**WHAT IS REQUIRED**
Report every line below that holds the word "index".

**MATERIALS PROVIDED**

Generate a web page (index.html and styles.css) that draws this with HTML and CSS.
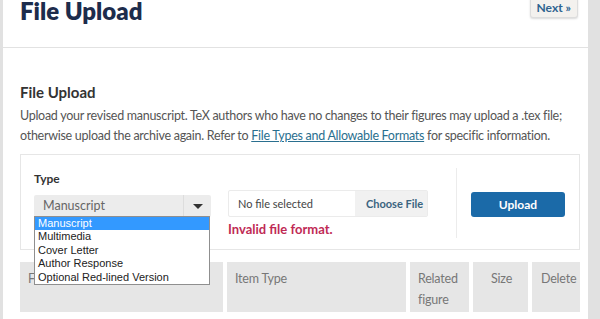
FILE: index.html
```html
<!DOCTYPE html>
<html>
<head>
  <meta charset="UTF-8">
  <title>File Upload</title>
  <link rel="stylesheet" href="styles.css">
</head>
<body>
  <div class="page">
    <div class="header">
      <h1>File Upload</h1>
      <a class="next" href="#">Next &raquo;</a>
    </div>

    <div class="section">
      <h3>File Upload</h3>
      <p>Upload your revised manuscript. TeX authors who have no changes to their figures may upload a .tex file;
        otherwise upload the archive again. Refer to <a href="#">File Types and Allowable Formats</a> for specific information.</p>

      <div class="panel">
        <div class="type-col">
          <label>Type</label>
          <div class="select">
            <span class="value">Manuscript</span>
            <span class="arrow"></span>
            <ul class="options">
              <li class="active">Manuscript</li>
              <li>Multimedia</li>
              <li>Cover Letter</li>
              <li>Author Response</li>
              <li>Optional Red-lined Version</li>
            </ul>
          </div>
        </div>
        <div class="file-col">
          <div class="file">
            <span class="fname">No file selected</span>
            <span class="choose">Choose File</span>
          </div>
          <div class="error">Invalid file format.</div>
        </div>
        <div class="btn-col">
          <button class="upload">Upload</button>
        </div>
      </div>

      <div class="table-head">
        <div class="th">File name</div>
        <div class="th">Item Type</div>
        <div class="th">Related figure</div>
        <div class="th">Size</div>
        <div class="th">Delete</div>
      </div>
    </div>
  </div>
</body>
</html>
```

FILE: styles.css
```css
body {margin:0;background:#e1e1e1;font-family:Lato,"Open Sans",sans-serif;color:#555;}
.page {background:#fff;margin-left:3px;width:585px;height:319px;overflow:hidden;}

.header {display:flex;justify-content:space-between;align-items:flex-start;height:47px;
  border-bottom:1px solid #e2e2e2;padding:0 10px 0 17px;}
h1 {margin:-4px 0 0;font-size:24px;line-height:30px;color:#1d2c4c;font-weight:800;}
.next {margin-top:-4px;padding:3px 6px 2px;font-size:12px;font-weight:bold;color:#2d6390;text-decoration:none;
  background:#f3f1ee;border:1px solid #ddd;border-radius:3px;box-shadow:0 1px 2px rgba(0,0,0,0.15);}

.section {padding:0 8px 0 17px;}
h3 {margin:34px 0 4px;font-size:15px;line-height:20px;color:#333;}
p {margin:0;font-size:12.5px;line-height:20px;letter-spacing:-0.28px;}
p a {color:#2a6f8f;}

.panel {display:flex;border:1px solid #e6e6e6;height:96px;margin-top:8px;box-sizing:border-box;}
.type-col {width:177px;padding:16px 0 0 13px;}
label {display:block;font-size:12px;font-weight:bold;color:#333;margin-bottom:9px;}
.select {position:relative;display:flex;height:22px;background:#ececec;border-radius:2px;}
.value {flex:1;font-size:12.5px;line-height:22px;padding-left:9px;color:#666;border-right:1px solid #ddd;}
.arrow {width:27px;position:relative;}
.arrow:after {content:"";position:absolute;left:9px;top:9px;border:5px solid transparent;border-top:5px solid #333;border-bottom:0;}
.options {position:absolute;left:0;top:21px;width:174px;margin:0;padding:0;list-style:none;background:#fff;
  border:1px solid #8f8f8f;font-family:"Liberation Sans",Arial,sans-serif;font-size:11px;line-height:13.4px;color:#222;z-index:2;}
.options li {padding-left:3px;}
.options li.active {background:#3399ff;color:#fff;}

.file-col {padding:22px 0 0 17px;width:228px;flex-shrink:0;border-right:1px solid #ececec;margin:13px 0 11px;}
.file {display:flex;width:200px;height:27px;border:1px solid #ebebeb;box-sizing:border-box;border-radius:2px;font-size:11px;line-height:25px;}
.fname {width:117px;padding-left:9px;color:#444;}
.choose {flex:1;background:#f1f1f1;color:#3b6480;font-weight:bold;padding-left:11px;}
.error {margin-top:4px;font-size:13px;font-weight:bold;color:#bf2a55;}

.btn-col {flex:1;padding:37px 0 0 14px;}
.upload {width:94px;height:25px;border:0;border-radius:3px;background:#1b6aa8;color:#fff;
  font-family:inherit;font-size:12px;font-weight:bold;}

.table-head {display:flex;gap:4px;margin-top:12px;height:50px;}
.th {flex-shrink:0;background:#e6e6e6;color:#777;font-size:12.5px;line-height:21px;letter-spacing:-0.2px;
  padding:6px 8px;box-sizing:border-box;white-space:nowrap;}
.th:nth-child(1) {width:203px;}
.th:nth-child(2) {width:179px;}
.th:nth-child(3) {width:59px;white-space:normal;}
.th:nth-child(4) {width:55px;padding-left:18px;}
.th:nth-child(5) {width:48px;padding:6px 0 6px 9px;}
```
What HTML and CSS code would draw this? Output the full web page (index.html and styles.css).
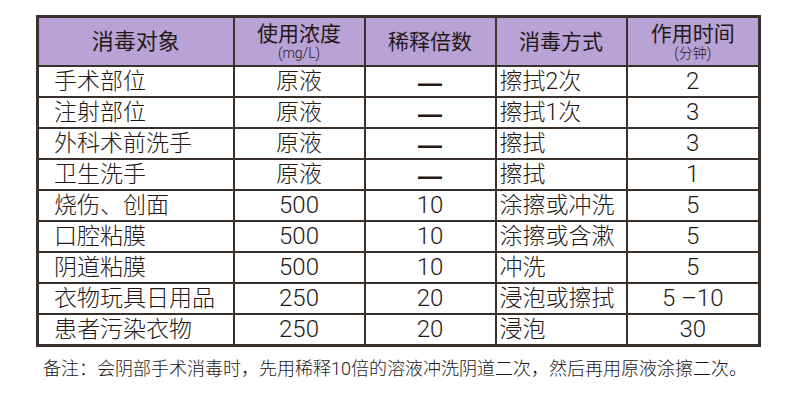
FILE: index.html
```html
<!DOCTYPE html>
<html lang="zh">
<head>
<meta charset="utf-8">
<link rel="stylesheet" href="styles.css">
</head>
<body>
<div class="page">
  <table class="tbl">
    <colgroup>
      <col class="c1"><col class="c2"><col class="c3"><col class="c4"><col class="c5">
    </colgroup>
    <thead>
      <tr>
        <th class="big">消毒对象</th>
        <th><span class="h-main">使用浓度</span><span class="h-sub">(mg/L)</span></th>
        <th>稀释倍数</th>
        <th>消毒方式</th>
        <th><span class="h-main">作用时间</span><span class="h-sub">(分钟)</span></th>
      </tr>
    </thead>
    <tbody>
      <tr><td class="l">手术部位</td><td>原液</td><td class="dash">—</td><td class="m">擦拭2次</td><td class="n">2</td></tr>
      <tr><td class="l">注射部位</td><td>原液</td><td class="dash">—</td><td class="m">擦拭1次</td><td class="n">3</td></tr>
      <tr><td class="l">外科术前洗手</td><td>原液</td><td class="dash">—</td><td class="m">擦拭</td><td class="n">3</td></tr>
      <tr><td class="l">卫生洗手</td><td>原液</td><td class="dash">—</td><td class="m">擦拭</td><td class="n">1</td></tr>
      <tr><td class="l">烧伤、创面</td><td class="n">500</td><td class="n">10</td><td class="m">涂擦或冲洗</td><td class="n">5</td></tr>
      <tr><td class="l">口腔粘膜</td><td class="n">500</td><td class="n">10</td><td class="m">涂擦或含漱</td><td class="n">5</td></tr>
      <tr><td class="l">阴道粘膜</td><td class="n">500</td><td class="n">10</td><td class="m">冲洗</td><td class="n">5</td></tr>
      <tr><td class="l">衣物玩具日用品</td><td class="n">250</td><td class="n">20</td><td class="m">浸泡或擦拭</td><td class="n">5 –10</td></tr>
      <tr><td class="l">患者污染衣物</td><td class="n">250</td><td class="n">20</td><td class="m">浸泡</td><td class="n">30</td></tr>
    </tbody>
  </table>
  <p class="note">备注：会阴部手术消毒时，先用稀释10倍的溶液冲洗阴道二次，然后再用原液涂擦二次。</p>
</div>
</body>
</html>
```

FILE: styles.css
```css
html, body {
  margin: 0;
  padding: 0;
  background: #ffffff;
}
body {
  font-family: Roboto, "Liberation Sans", "Noto Sans CJK SC", sans-serif;
  color: #231815;
}
.page {
  padding: 15px 0 0 36px;
}
.tbl {
  border-collapse: collapse;
  width: 722px;
  table-layout: fixed;
  border: 3px solid #3a302c;
}
.c1 { width: 196px; }
.c2 { width: 131px; }
.c3 { width: 131px; }
.c4 { width: 131px; }
.c5 { width: 133px; }
.tbl th, .tbl td {
  border: 2px solid #3a302c;
  padding: 0;
  text-align: center;
  vertical-align: middle;
  white-space: nowrap;
}
.tbl th {
  background: #b9a3d6;
  height: 47px;
  font-size: 21px;
  line-height: 24px;
  font-weight: normal;
}
.tbl th.big {
  font-size: 22px;
}
.h-main {
  display: block;
  font-size: 21px;
  line-height: 21px;
  margin-top: 2px;
}
.h-sub {
  display: block;
  font-size: 14px;
  line-height: 17px;
  font-weight: 300;
}
.tbl td {
  height: 29px;
  font-size: 23px;
  line-height: 29px;
  font-weight: 300;
}
.tbl td.n {
  font-size: 24px;
}
.tbl td.l {
  text-align: left;
  padding-left: 15px;
}
.tbl td.m {
  text-align: left;
  padding-left: 3px;
}
.tbl td.dash {
  font-family: "Liberation Sans", sans-serif;
  font-size: 24px;
  font-weight: bold;
  line-height: 27px;
  height: 27px;
  padding-top: 2px;
  vertical-align: top;
}
.note {
  margin: 11px 0 0 7px;
  font-size: 18px;
  line-height: 22px;
  font-weight: 300;
}
```
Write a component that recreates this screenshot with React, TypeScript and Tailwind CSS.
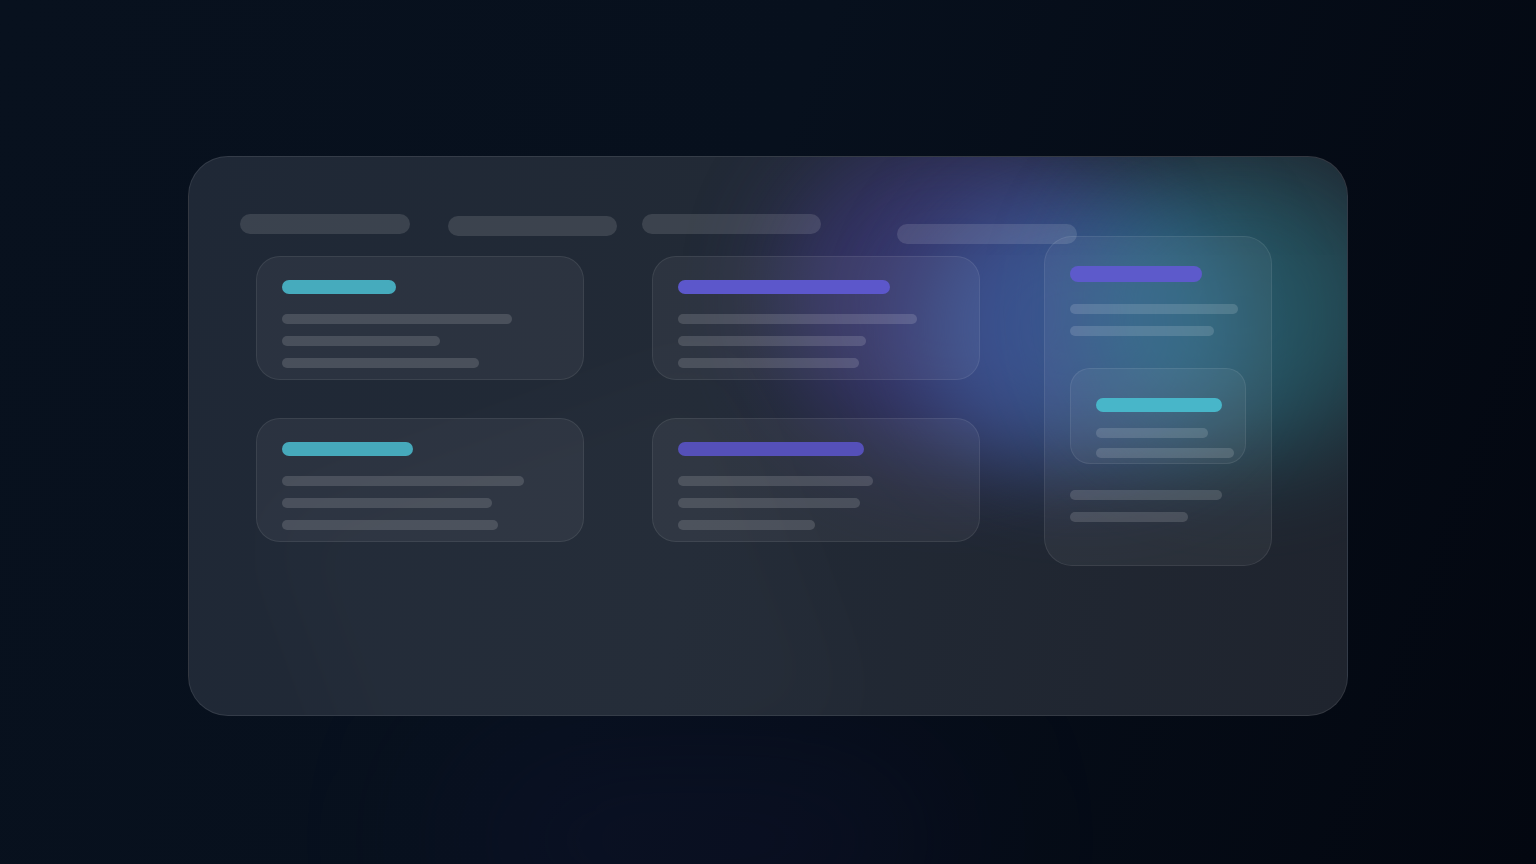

**TASK RESPONSE**
Generate a web page (index.html and styles.css) that draws this with HTML and CSS.
FILE: index.html
  border:1px solid #8f8f8f;font-family:"Liberation Sans",Arial,sans-serif;font-size:11px;line-height:13.4px;color:#222;z-index:2;}
What HTML and CSS code would draw this? Output the full web page (index.html and styles.css).
FILE: index.html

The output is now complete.